Thelonious Monk at Paly: A story of unexpected unity

    Thelonious Monk at Paly: A story of unexpected unity

    It’s pouring rain outside the Haymarket Theater, and Danny Scher is brimming with anticipation. He stands alongside countless other jazz aficionados as he waits anxiously for his performers to show up.

    Finally, with the neck of an upright bass sticking out of the window of his older brother’s van, Thelonious Monk and his ensemble pull up to the theater. The show starts, and after 46 minutes of passionate and entrancing jazz, the crowd erupts with applause.

    Monk interrupts the cheers and apologizes for the end of the concert saying, “We got to hurry back to get to work, you dig?”

    Monk, a jazz pianist known for his innovative playing style, performed on a whim at Paly in 1968. The concert, which was released on September 18 by Impulse! Records as a live record of Monk’s entitled “Palo Alto,” was organized solely by then-16-year-old Scher.

    Scher, looking for an opportunity to hold a fundraiser for the International club, called Monk’s manager at the Jazz Workshop in San Francisco, where Monk was performing. They agreed to hold a concert at Paly for $500.

    Unbeknownst to Scher, Monk needed the money. He was deeply in debt with his label, Columbia Records, and wasn’t attracting the younger fans that his label hoped he would. $500 for a performance less than an hour long was not only appealing to Monk, it was necessary. His family’s well-being depended on it.

    Scher went to work on publicizing the concert — a talent that would later turn into his career. He put posters everywhere, including in then-unincorporated and predominantly Black East Palo Alto. Despite local police officers discouraging a white kid from advertising in the area, he continued, focused on making sure the show would be a success.

    “I’ve got to sell tickets, and if you think I’m in trouble by being here, I’ll be in even more trouble if the show doesn’t do well,” Scher recalled telling the officers.

    It wasn’t obvious that there would even be a show. Plenty of skeptics within the community doubted whether a revered artist like Monk would even show up to the concert.

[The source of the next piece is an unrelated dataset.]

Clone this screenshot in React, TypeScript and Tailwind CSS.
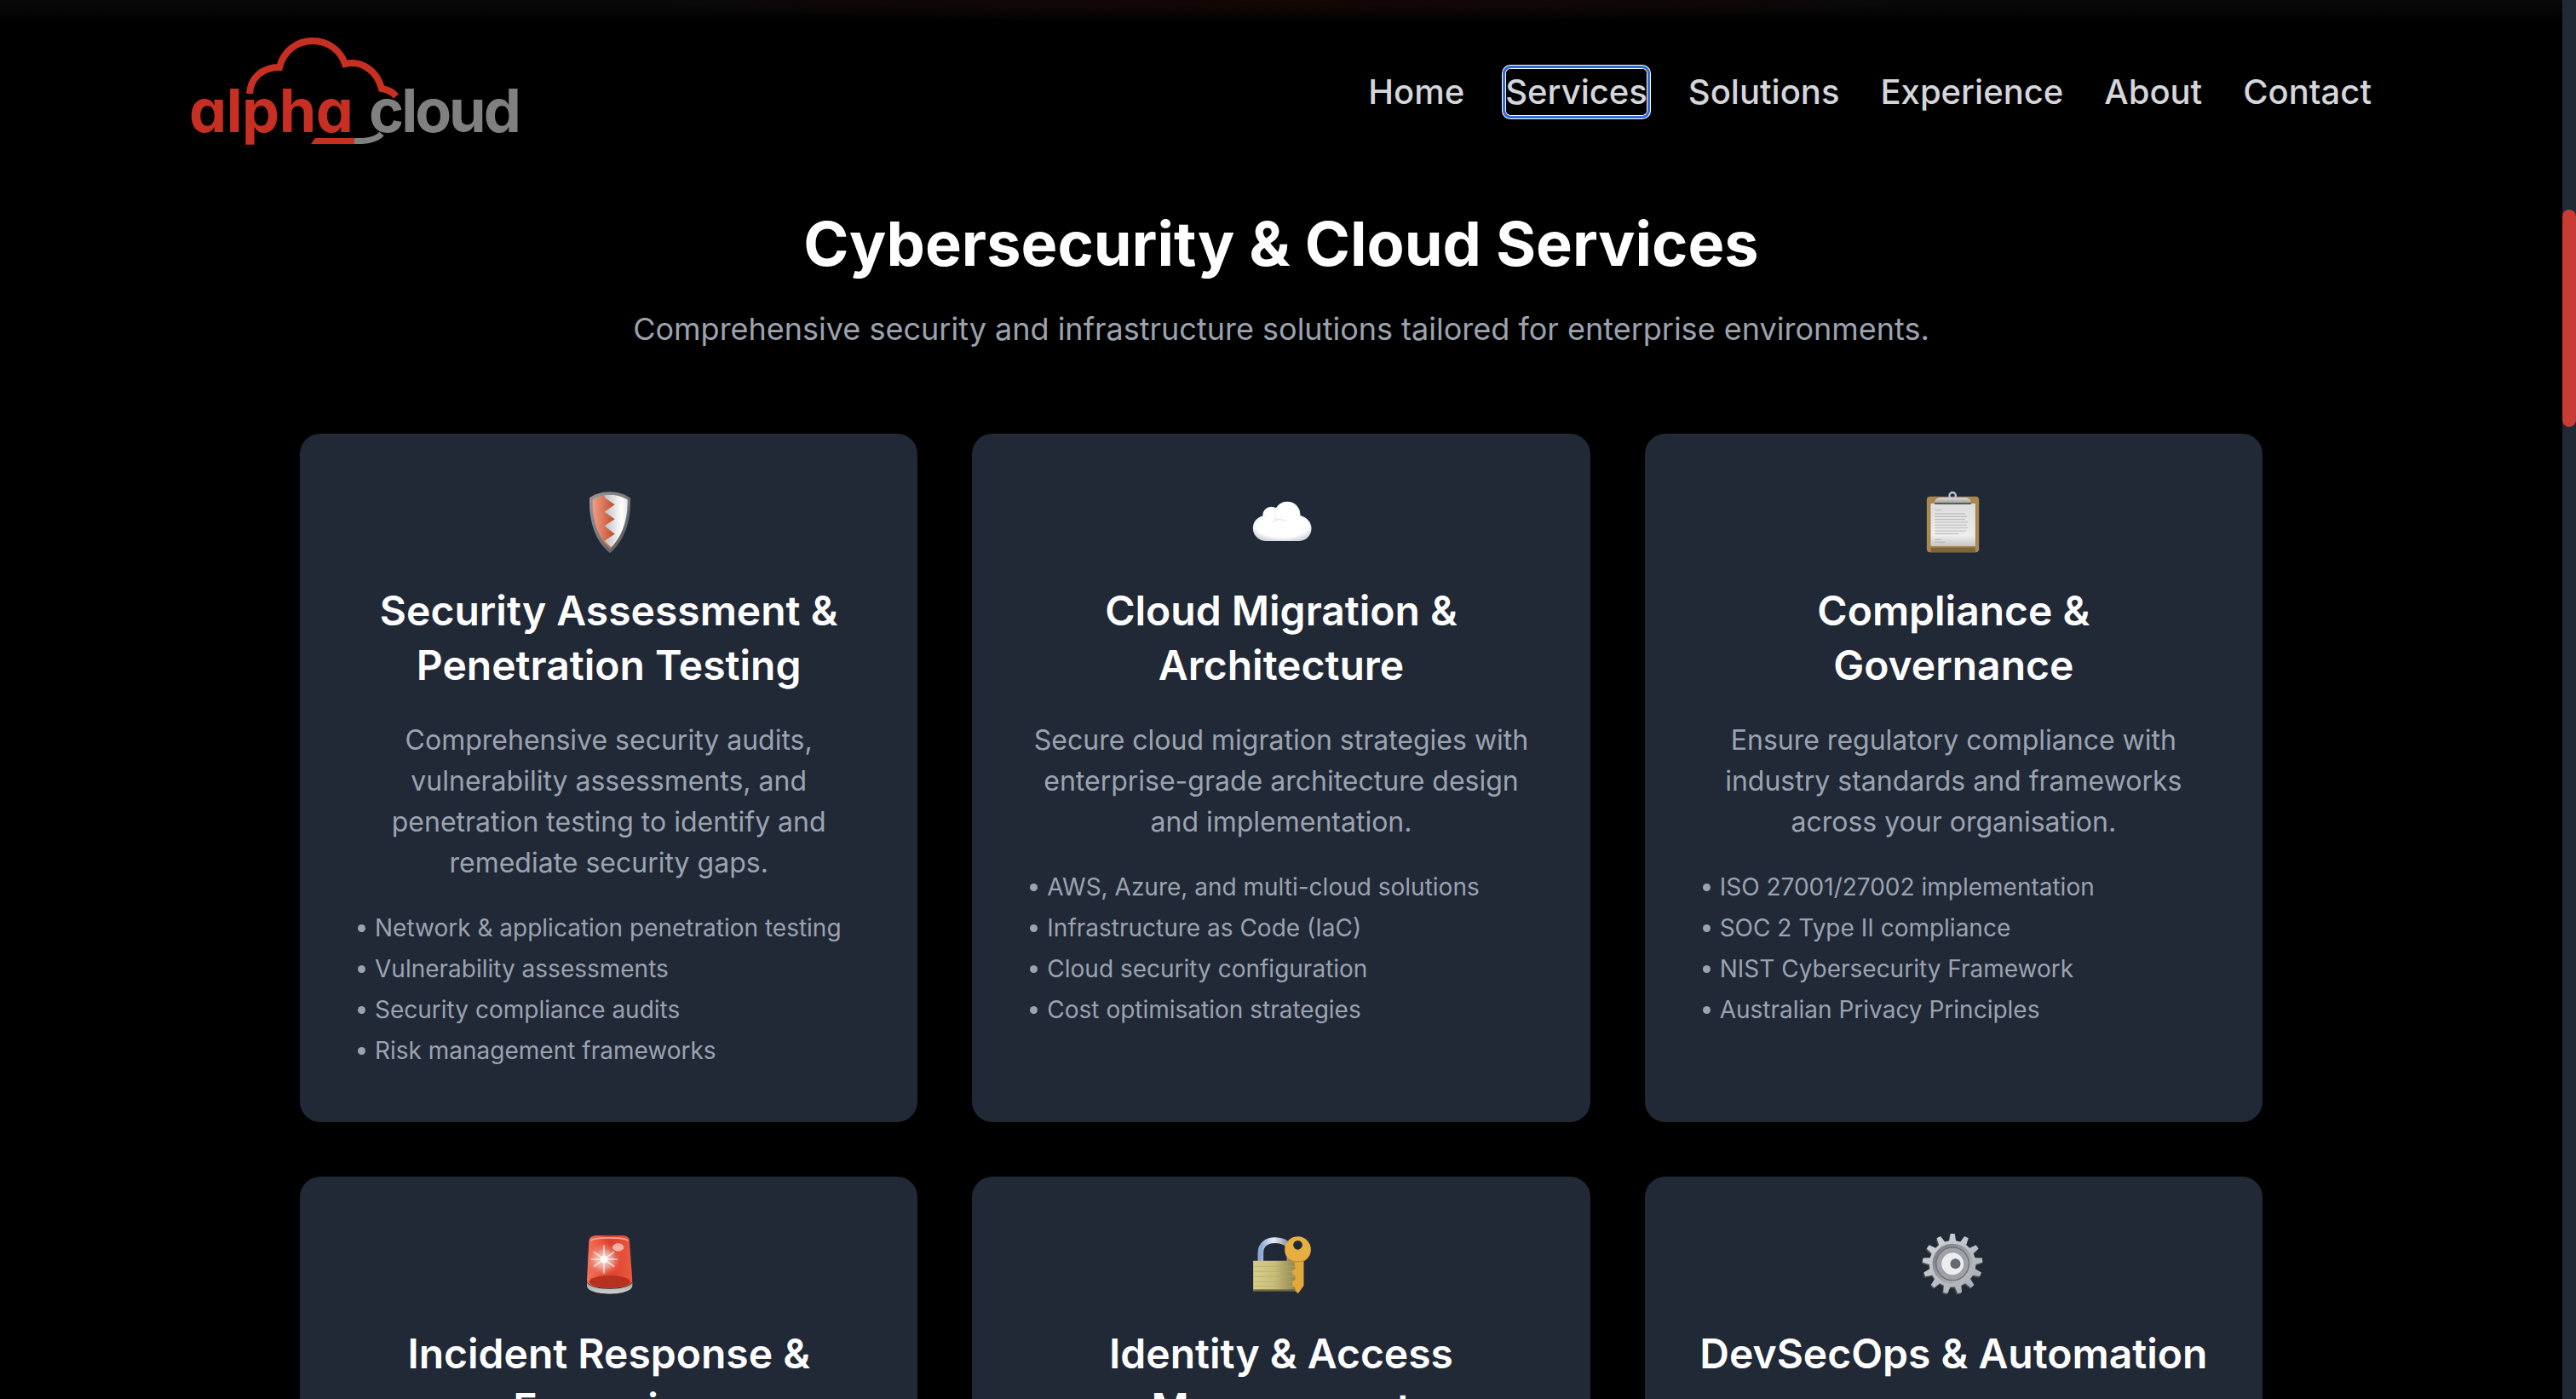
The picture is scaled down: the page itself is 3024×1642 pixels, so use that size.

    In the liner notes for the vinyl release of the concert, Scher recalls the word on the street being, “So Monk is coming to lily-white Palo Alto? We’ll believe it when we see it.”

    But when Monk and his ensemble pulled up to the Haymarket Theater, the same skeptics flocked to Paly to buy tickets at $2 a person or $1.50 for students. The show was on.

    “The concert was successful,” Scher said. “There was not one negative vibe the whole time.”

    The two main high schools in Palo Alto and East Palo Alto represented the divide between the neighboring communities well. In 1970, 64% of the students at East Palo Alto’s Ravenswood High School were Black, whereas Paly was almost entirely white. Paly alumnus and Ph.D. Greg Florant attended the concert and was one of eight Black students in the class of 1969.

    “The thing that struck me about the concert was that it was a great Black jazz musician coming to play at what was basically an all-white high school,” Florant said. “So, I can say that I was surprised and encouraged by the fact that Danny had reached out to folks all over Palo Alto, as well as East Palo Alto to have them come to the concert. So in effect, he was trying to bring different people together.”

    The concert also came during a time of civil unrest in East Palo Alto. Just months after the assassination of Martin Luther King Jr., the community was advocating for renaming the area Nairobi, after the Kenyan capital, due to the population being predominantly Black. There were, and still are, distinct social, economic and racial divides between East Palo Alto and white, affluent Palo Alto.

    In 2018, the median household income in Palo Alto was $157,120, which is more than twice that of East Palo Alto at $64,794. The poverty rate in East Palo Alto was also more than twice the poverty rate in Palo Alto.

    “It doesn’t surprise me that Palo Alto hasn’t changed as much as I hoped it would,” Florant said.

    Palo Alto is still a place of indirect segregation. East Palo Alto has more than eight times the percent of Black residents than Palo Alto Historian Steve Steiger believes that this is a statistic that can be attributed to the way many developers delegated the rules of who could live in a residence. In many Palo Alto neighborhoods, title deeds forbid Blacks from living in the house.

    “Many developers didn’t want Blacks to buy houses in Palo Alto, even when they had the money,” Steiger said. “So if you had a young, black engineer at HP, he would be told, ‘Here’s where you need to buy a house,’ and would be sent to East Palo Alto.”

    These racist deed restrictions were ruled unconstitutional by the U.S. Supreme Court in 1948, but the clauses in the title deeds remain unaltered. And even after the implementation of the Tinsley Voluntary Transfer program, which allows students from the East Palo Alto District to transfer to PAUSD via a lottery system, Black students at Paly are still an overwhelming minority, making up only 2% of the student body.

    Despite the inequities that remain after Monk’s concert, the event was one of unity between the two communities.

    “It was white, Black, young, old, high school, grandparents and parents at the end,” Scher said in an interview with The New York Times. “To me, this was like pressing pause. It was like a time out. Let’s just all get along. Let’s just hear some great music for a day.”